Indeed, the US technology sector is the biggest exposure of Tamaddon’s $2.2bn T. Rowe Price US Large Cap Growth Equity fund with three out of the five FAANGs in its top ten – Amazon (7.89 per cent), Alphabet (5.91 per cent) and Facebook (5.87 per cent).

Whilst Facebook has been a topic of much debate over the years, the recent aftermath of the Cambridge Analytica data scandal saw its stock market value plummet more than $100bn.

The watershed moment of the Cambridge Analytica exposure and the subsequent privacy concerns made it a tough time to hold Facebook, according to Tamaddon.

Facebook’s share price over the 5yrs

 

Source: Google Finance

“However, we believe the company is actively tackling its issues head on, particularly in relation to third-party data. As for regulation of tech groups, it is not certain at all right now what rules the authorities are trying to implement,” the manager said.

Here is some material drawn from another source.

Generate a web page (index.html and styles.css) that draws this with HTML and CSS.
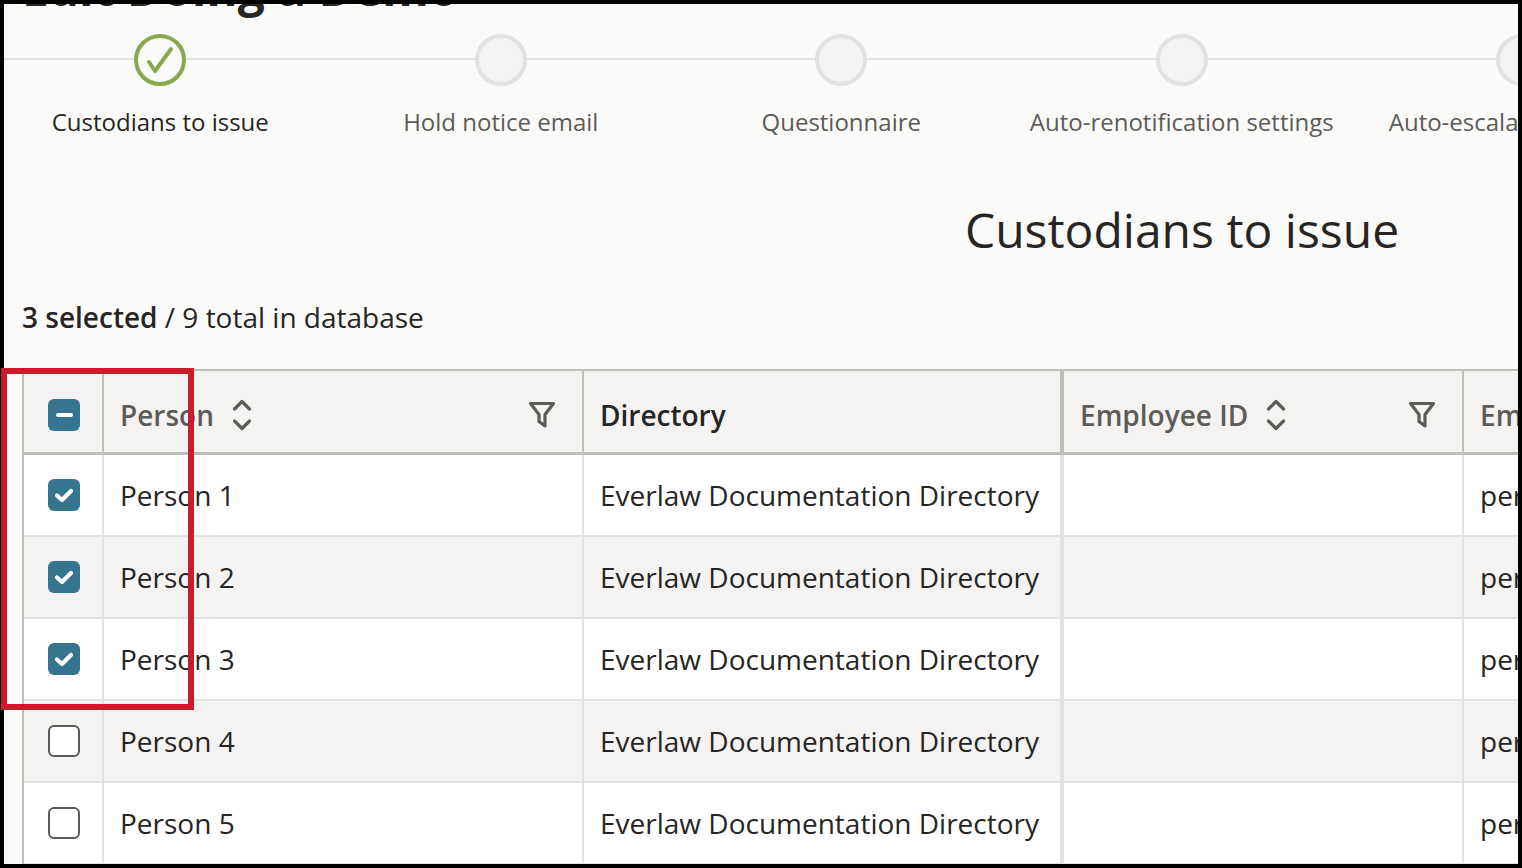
FILE: index.html
```html
<!DOCTYPE html>
<html lang="en">
<head>
<meta charset="utf-8">
<title>Edit Doing a Demo</title>
<link rel="stylesheet" href="styles.css">
</head>
<body>
<svg class="defs" width="0" height="0" aria-hidden="true">
  <symbol id="sort" viewBox="0 0 20 32"><path d="M2.500 10 10 2.500 17.500 10M2.500 22 10 29.500 17.500 22" fill="none" stroke="currentColor" stroke-width="3.200" stroke-linecap="round" stroke-linejoin="round"/></symbol>
  <symbol id="filter" viewBox="0 0 28 28"><path d="M2.500 2.500h23L17 13.500V25l-6-4.500v-7z" fill="none" stroke="currentColor" stroke-width="3.200" stroke-linejoin="round"/></symbol>
  <symbol id="tick" viewBox="0 0 32 32"><path d="M9 16.500 14 21 23 12" fill="none" stroke="#fff" stroke-width="4.200" stroke-linecap="round" stroke-linejoin="round"/></symbol>
</svg>
<main class="frame">
  <h1 class="page-title">Edit Doing a Demo</h1>
  <ol class="stepper">
    <li class="step done"><span class="dot"><svg viewBox="0 0 52 52" width="52" height="52"><path d="M15 28 21 37 37 15" fill="none" stroke="#8aa84f" stroke-width="4" stroke-linecap="round" stroke-linejoin="round"/></svg></span><span class="step-label">Custodians to issue</span></li>
    <li class="step"><span class="dot"></span><span class="step-label">Hold notice email</span></li>
    <li class="step"><span class="dot"></span><span class="step-label">Questionnaire</span></li>
    <li class="step"><span class="dot"></span><span class="step-label">Auto-renotification settings</span></li>
    <li class="step"><span class="dot"></span><span class="step-label">Auto-escalation settings</span></li>
  </ol>
  <h2 class="section-title">Custodians to issue</h2>
  <p class="count"><b>3 selected</b> / 9 total in database</p>
  <table class="grid">
    <colgroup><col class="c-check"><col class="c-person"><col class="c-dir"><col class="c-id"><col class="c-email"></colgroup>
    <thead>
      <tr>
        <th class="check"><span class="box on"><svg viewBox="0 0 32 32" width="32" height="32"><path d="M10 16h13" fill="none" stroke="#fff" stroke-width="4" stroke-linecap="round"/></svg></span></th>
        <th class="muted"><div class="head"><span>Person</span><svg class="sort"><use href="#sort"/></svg><svg class="filter"><use href="#filter"/></svg></div></th>
        <th class="thick">Directory</th>
        <th class="muted"><div class="head"><span>Employee ID</span><svg class="sort"><use href="#sort"/></svg><svg class="filter"><use href="#filter"/></svg></div></th>
        <th class="muted">Email</th>
      </tr>
    </thead>
    <tbody>
      <tr><td class="check"><span class="box on"><svg width="32" height="32"><use href="#tick"/></svg></span></td><td>Person 1</td><td class="thick">Everlaw Documentation Directory</td><td></td><td>person1@example.com</td></tr>
      <tr><td class="check"><span class="box on"><svg width="32" height="32"><use href="#tick"/></svg></span></td><td>Person 2</td><td class="thick">Everlaw Documentation Directory</td><td></td><td>person2@example.com</td></tr>
      <tr><td class="check"><span class="box on"><svg width="32" height="32"><use href="#tick"/></svg></span></td><td>Person 3</td><td class="thick">Everlaw Documentation Directory</td><td></td><td>person3@example.com</td></tr>
      <tr><td class="check"><span class="box"></span></td><td>Person 4</td><td class="thick">Everlaw Documentation Directory</td><td></td><td>person4@example.com</td></tr>
      <tr><td class="check"><span class="box"></span></td><td>Person 5</td><td class="thick">Everlaw Documentation Directory</td><td></td><td>person5@example.com</td></tr>
    </tbody>
  </table>
</main>
<div class="highlight"></div>
</body>
</html>
```
FILE: styles.css
```css
* { box-sizing: border-box; }
html, body { margin: 0; height: 100%; overflow: hidden; }
body { background: #000; font-family: "Open Sans", "Liberation Sans", sans-serif; color: #262523; }
.defs { position: absolute; }
.frame {
  width: 1522px;
  height: 868px;
  border: 4px solid #000;
  background: #fafaf8;
  overflow: hidden;
}
.page-title {
  margin: -44px 0 0 18px;
  font-size: 47.800px;
  line-height: 56px;
  font-weight: 700;
  white-space: nowrap;
}
.stepper {
  list-style: none;
  display: flex;
  width: 1900px;
  margin: 18px 0 0 -14px;
  padding: 0;
}
.step {
  flex: 0 0 340.500px;
  display: flex;
  flex-direction: column;
  align-items: center;
  position: relative;
  color: #5d5b58;
}
.step::before {
  content: "";
  position: absolute;
  left: 0;
  right: 0;
  top: 24px;
  height: 2px;
  background: #e3e2e0;
}
.step.done { color: #262523; }
.dot {
  position: relative;
  width: 52px;
  height: 52px;
  border: 4px solid #e3e2e0;
  border-radius: 50%;
  background: #f4f3f2;
  display: block;
}
.done .dot { border-color: #8aa84f; background: #fafaf8; }
.done .dot svg { display: block; margin: -4px; }
.step-label {
  margin-top: 19px;
  font-size: 24px;
  line-height: 34px;
  white-space: nowrap;
}
.section-title {
  width: 2356px;
  margin: 58px 0 0;
  text-align: center;
  font-size: 48px;
  line-height: 66px;
  font-weight: 400;
  white-space: nowrap;
}
.count {
  margin: 35px 0 0 18px;
  font-size: 28px;
  line-height: 38px;
}
.count b { font-weight: 600; }
.grid {
  margin: 33px 0 0 18px;
  table-layout: fixed;
  width: 1800px;
  border-collapse: separate;
  border-spacing: 0;
  font-size: 28px;
  border-left: 2px solid #c0bebb;
}
.c-check { width: 80px; }
.c-person { width: 480px; }
.c-dir { width: 480px; }
.c-id { width: 400px; }
.c-email { width: 360px; }
th, td {
  padding: 0 16px;
  text-align: left;
  white-space: nowrap;
  overflow: hidden;
  border-right: 2px solid #e3e2e0;
  border-bottom: 2px solid #e3e2e0;
}
th {
  height: 86px;
  padding-top: 7px;
  font-weight: 600;
  background: #f4f3f2;
  border-top: 2px solid #c0bebb;
  border-bottom-width: 3px;
  border-bottom-color: #c0bebb;
  border-right-color: #c0bebb;
}
td { height: 82px; background: #fff; }
tbody tr:nth-child(even) td { background: #f4f3f2; }
.thick { border-right-width: 4px; }
th.thick { border-right-color: #c0bebb; }
.muted { color: #5d5b58; }
.head { display: flex; align-items: center; }
.sort { width: 20px; height: 32px; margin-left: 18px; color: #5d5b58; }
.filter { width: 28px; height: 28px; margin-left: auto; margin-right: 10px; color: #5d5b58; }
.check { padding: 0 0 0 2px; text-align: center; }
th.check { padding: 1px 0 0 2px; }
td.check { padding: 0 0 6px 2px; }
.box {
  display: inline-block;
  width: 32px;
  height: 32px;
  border: 2px solid #5d5b58;
  border-radius: 6px;
  background: #fff;
  vertical-align: middle;
}
.box.on { border: 0; background: #35758f; }
.box svg { display: block; }
.highlight {
  position: absolute;
  left: 1px;
  top: 368px;
  width: 193px;
  height: 342px;
  border: 6px solid #c81e2b;
}
```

“What is commonly overlooked is the fact Facebook continues to attract users to its platform, with about 400 million people joining since the concerns about privacy were first raised. More advertisers have also been added to the platform over this period.”

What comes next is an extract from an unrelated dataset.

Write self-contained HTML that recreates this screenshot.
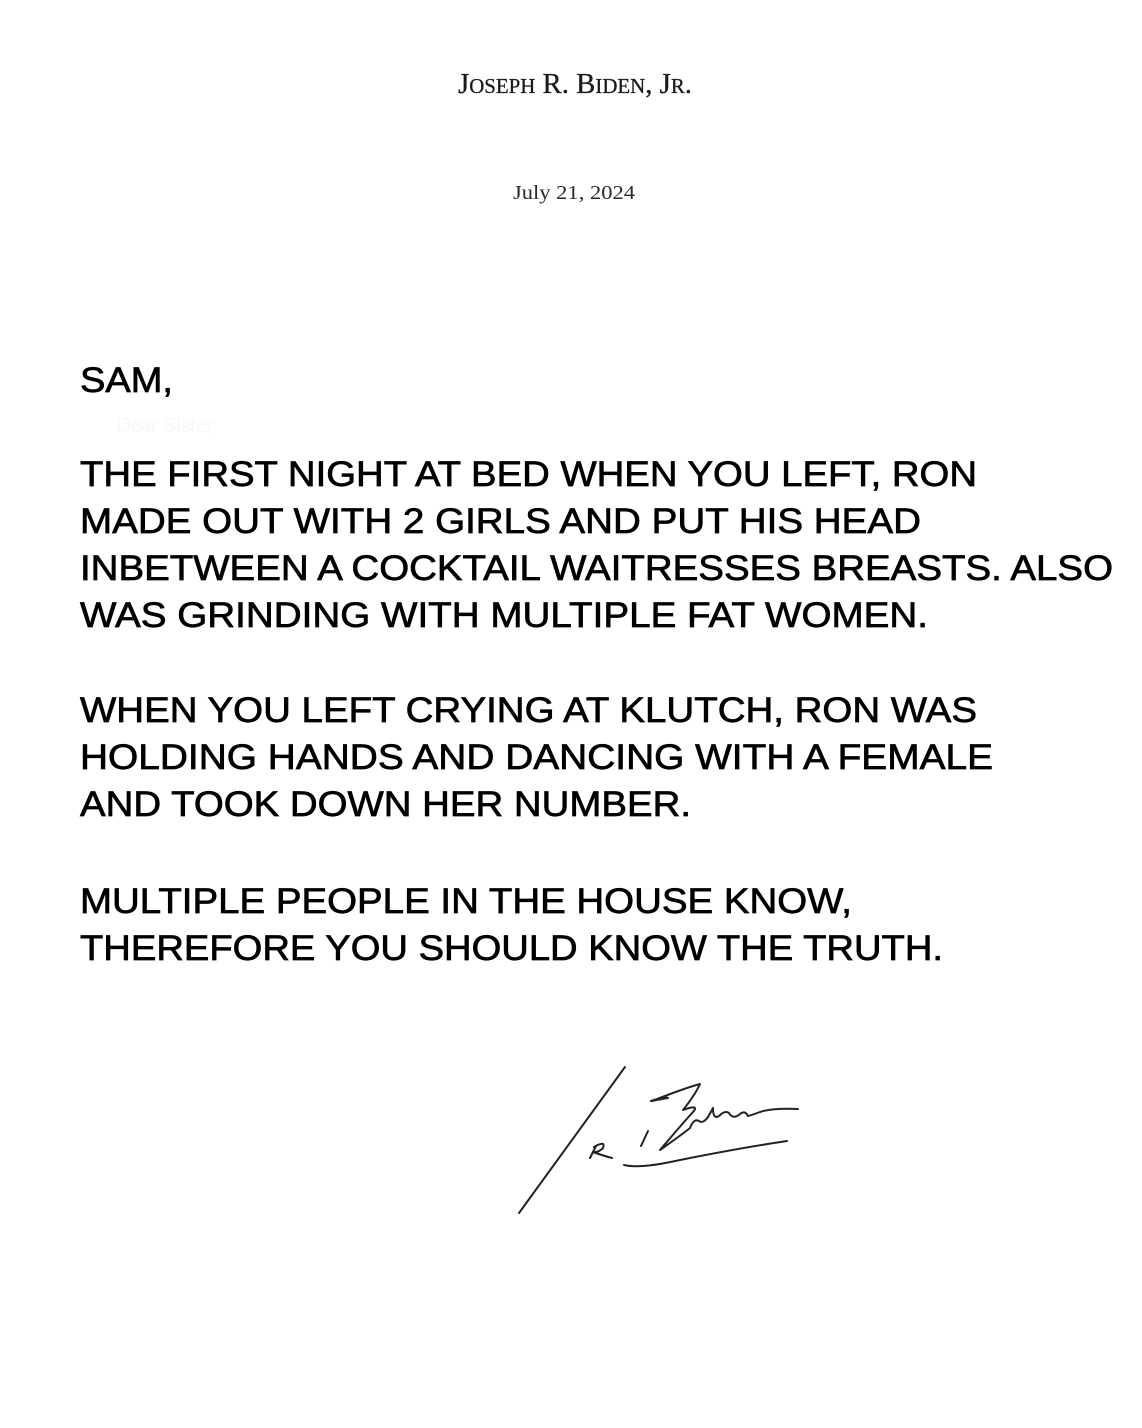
<!DOCTYPE html>
<html><head><meta charset="utf-8"><style>
html,body{margin:0;padding:0;background:#fff;}
svg{display:block;}
</style></head><body>
<svg width="1142" height="1428" viewBox="0 0 1142 1428" xmlns="http://www.w3.org/2000/svg">
<rect width="1142" height="1428" fill="#fff"/>
<text x="458" y="93" font-family="Liberation Serif, serif" font-size="29" fill="#1a1a1a" stroke="#1a1a1a" stroke-width="0.3" textLength="234" lengthAdjust="spacingAndGlyphs">J<tspan font-size="21">OSEPH</tspan> R. B<tspan font-size="21">IDEN</tspan>, J<tspan font-size="21">R</tspan>.</text>
<text x="513" y="199" font-family="Liberation Serif, serif" font-size="20" fill="#2a2a2a" textLength="122" lengthAdjust="spacingAndGlyphs">July 21, 2024</text>
<g font-family="Liberation Sans, Arial, sans-serif" font-size="35" fill="#000" stroke="#000" stroke-width="0.7">
<text x="80" y="392" textLength="93" lengthAdjust="spacingAndGlyphs">SAM,</text>
<text x="80" y="486" textLength="897" lengthAdjust="spacingAndGlyphs">THE FIRST NIGHT AT BED WHEN YOU LEFT, RON</text>
<text x="80" y="533" textLength="841" lengthAdjust="spacingAndGlyphs">MADE OUT WITH 2 GIRLS AND PUT HIS HEAD</text>
<text x="80" y="580" textLength="1033" lengthAdjust="spacingAndGlyphs">INBETWEEN A COCKTAIL WAITRESSES BREASTS. ALSO</text>
<text x="80" y="627" textLength="848" lengthAdjust="spacingAndGlyphs">WAS GRINDING WITH MULTIPLE FAT WOMEN.</text>
<text x="80" y="722" textLength="897" lengthAdjust="spacingAndGlyphs">WHEN YOU LEFT CRYING AT KLUTCH, RON WAS</text>
<text x="80" y="769" textLength="913" lengthAdjust="spacingAndGlyphs">HOLDING HANDS AND DANCING WITH A FEMALE</text>
<text x="80" y="816" textLength="611" lengthAdjust="spacingAndGlyphs">AND TOOK DOWN HER NUMBER.</text>
<text x="80" y="913" textLength="772" lengthAdjust="spacingAndGlyphs">MULTIPLE PEOPLE IN THE HOUSE KNOW,</text>
<text x="80" y="960" textLength="863" lengthAdjust="spacingAndGlyphs">THEREFORE YOU SHOULD KNOW THE TRUTH.</text>
</g>
<text x="115" y="432" font-family="Liberation Serif, serif" font-size="22" fill="#f7f7f7">Dear Sister,</text>
<g fill="none" stroke="#222" stroke-width="2" stroke-linecap="round" stroke-linejoin="round">
<path d="M625 1067 L519 1213"/>
<path d="M596 1146 L590 1158 M594 1147 Q606 1140 603 1148 Q598 1153 593 1152 Q604 1156 612 1158"/>
<path d="M648 1131 L641 1146"/>
<path d="M651 1101 Q665 1096 668 1098 Q662 1099 652 1101 Q685 1088 700 1084 Q695 1095 683 1110 Q700 1104 693 1112 Q682 1124 660 1150 Q680 1136 690 1128 Q694 1118 699 1121 Q703 1124 708 1117 Q712 1110 713 1108 Q713 1120 719 1116 Q725 1110 729 1113 Q733 1120 740 1114 Q745 1110 748 1116 Q752 1115 760 1112 Q772 1108 798 1109"/>
<path d="M624 1165 Q640 1169 680 1160 Q740 1148 787 1141"/>
</g>
</svg>
</body></html>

Aside from continuing to bring in users and advertisers, Tamaddon added that the company is adding to value to itself as it works to further monetise its activities.

“We increased its position in our US Large Cap Growth Equity strategy after we noted an increase in the response to advertising – particularly on its growing ‘stories’ feature,” he pointed out.

 

Tencent

The next stock example is Chinese multinational holding company Tencent Holdings, which run numerous internet-related services such as entertainment, AI and technology.

Tamaddon explained how T. Rowe Price has held the company for over a decade, with portfolio managers investing in it from when it was just a $3bn market-cap company through to about $440bn today

“More broadly, we have been investors in dominant global tech platforms for many years, so we have tremendous experience of how these types of business models work,” he added.

But whilst Tamaddon notes that the Tencent continues to experience significant growth, it has a monetisation rate of just 30 per cent compared to similar platforms in the US.

Although he does not expect the firm to improve this to parity in the short term, a move from its current 30 per cent to a monetisation rate of just 50 per cent would be “incredibly powerful”.

Tencent’s share price over the past 5yrs

 

Source: Google Finance

But holding the stock has been uncomfortable at times, as it has been caught up in market concerns about slowing Chinese economic growth and its share price has suffered as a result.

“Sentiment is obviously significant when it comes to the Tencent, as we saw when the stock dived 40 per cent from March to September last year on fears surrounding Chinese growth,” the manager said.

“At the time, our analyst out in Hong Kong placed a 4 per cent probability of downside and 96 per cent probability of upside on a three-year view.

“Therefore, it shows that if you do have strong conviction in a business model and a true understanding of its potential, you can take advantage of uncomfortable dislocations.”

 

Boeing

The final holding is aerospace company Boeing, a stock Tamaddon admits is “clearly a highly controversial company to discuss” due to the crash of two 737 MAX aircrafts. This resulted in the deaths of hundreds of people and causing all MAX flights to remain grounded.

Boeing’s share price over the past 5yrs

 

Source: Google Finance

“While the recent events were terribly saddening, as a long-term investor in the company it is important to re-examine the rationale for initially buying the stock, while also look forward,” Tamaddon said.

“Firstly, holding what is perceived as a highly cyclical company in a growth portfolio is unusual. However, Boeing is one half of what is effectively a global duopoly and it is a less cyclical business than the market believes.

“Air passenger trends are favourable globally, while we believe that Boeing’s 787 aircraft, with its composite fuselage, is the most innovative and fuel-efficient product available. As such, the 787 is attracting strong demand and generating significant free cash flow.”

 

Tamaddon is the manager of five Crown-rated T. Rowe Price US Large Cap Growth Equity fund.

The $2.2bn fund mainly invests in large-cap companies within the US, companies which he believes “have the potential for above-average and sustainable rates of earnings growth”.

Fund versus sector over the past 5yrs

 

Source: FE Analytics

The fund made 149.30 per cent returns over the past five years, outperforming the IA North America sector; which made 92.23 per cent over the same time frame.

It has an ongoing charges figure (OCF) of 0.82 per cent.